In Mohsen Hosaini's six minute-long animation film Shelter, a homeless child who lives in a cart befriends a bird. Soon war breaks out and threatens to change their lives. According to Mohan, the film's beauty is its simplicity. "This is not a grand Hollywood animation film. The illustrations are simple, yet the story is so poignant and heartwarming. When war breaks out, the child returns to find both the cart and the tree (where the child and bird live respectively) burnt. The child himself has lost a leg and thinks that the bird is dead too.

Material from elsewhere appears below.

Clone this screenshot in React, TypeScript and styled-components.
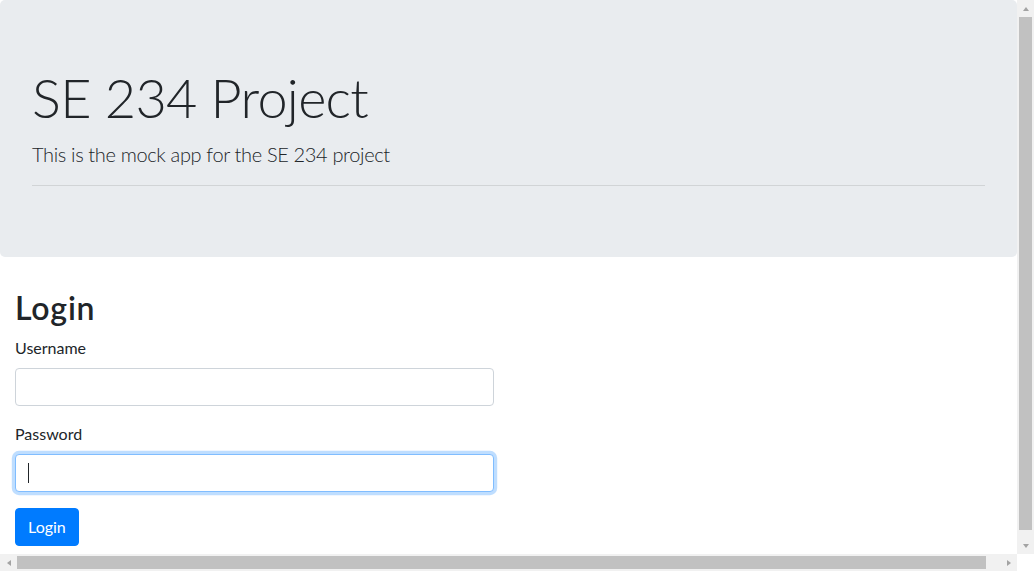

But the film ends on a note of hope, when it is revealed that the bird has also survived the war," she says.u00a0
At: 4.45 pm, Feb 7, Experimental Theatre, NCPA

Half Value Life



Half Value Life is another film with a female protagonist and made by a woman director (Alka Sadat). This one, however, is a 30-minute documentary about the country's first female public prosecutor Marya Bashir, who works for elimination of violence against women. By actively supporting mistreated women, Bashir has often put her life in danger. On one occasion, as seen in the film, she returns to her house from work, to find that it has been bombed. "It's a fantastic story of a woman with so much determination. At the end of the day, it is also one of immense hope, where one woman is standing up and fighting against injustice," Mohan says.
At: 4.45 pm, Feb 8, Experimental Theatre

Addicted in Afghanistan



The award-winning documentary Addicted In Afghanistan (78 minutes long) by Jawed Taiman is an intimate and uncompromising portrayal of the day-to-day struggles of two boys addicted to heroin. While it is estimated that 95 per cent of all heroin in Europe's streets come from Afghanistan, very few talk about the drugs that stay within the country and its devastating effects on children. Over a million people reportedly suffer from some sort of drug abuse in Afghanistan. The film follows Jabar and Zahir, two 15 year-old drug addicts living in Kabul for the course of a year, documenting their attempts to break away from the addiction. "Jawed Taiman now divides his time between London and Afghanistan, holding filmmaking workshops with Afghani youths. The documentary is not just a great one, you can also see the filmmaker's involvement in the film's subject and characters. In one scene, when on of the youths tries to beat his mother, Jawed hands the camera to someone else and restrains the youngster."
At: 4.45 pm, Feb 7, Experimental Theatre

The Iron Lady's poetry



Imphal-based journalist Borun Thokchom's The Silent Poet is based on Irom Sharmila, the Iron Lady of Manipur, who has been on a hunger strike since 2000. He, however, focuses on a little-known aspect of Sharmilau00a0-- her poetry. It shows how inside a highly guarded hospital prison in Manipur, she continues to scribble in her notebook. Out of the many poems she has written, she narrates "O Desi", which mirrors the amalgamation of events happening in Manipur and Northeast India. The film is composed of footage that Thokchom never used for his TV station. Some of them reportedly date back to 2006.
At: 7 pm, Feb 8, Tata Theatre

Mr India



If Irom Sharmila is Manipur's 'Iron Lady', Khundrakpam Pradip Kumar Singh is its Mr India. This heart-warming and National Award-winning documentary by Haobam Paban Kumar tells the story of Singh, who despite being infected by HIV became a bodybuilding champion and won the Mr Manipur title in 2007, and the following year, the runners-up in India. He was reportedly a drug abuser and got infected after sharing syringes with other individuals. After he was diagnosed with the infection in 2000, he took to bodybuilding, defying doctors' and relatives' warnings about how his body would not be able to undergo the rigours of bodybuilding.
At: 11 am, Feb 8, Godrej Theatre

An animated journey to Nagaland



In Aditi Chitre's animated film Journey to Nagaland, the ghost of a woman in a red shawl haunts a girl from Mumbai. Through a dream state and guided by a ubiquitous eagle that turns out to be the carrier of the woman's spirit, she travels to Nagaland, where the mystery of the apparition is solved. Woven into the fiction are some Ao Naga folk songs, practices and beliefs, which have continued even after the tribe adopted Christianity. Chitre reportedly spent two and a half years to complete this film.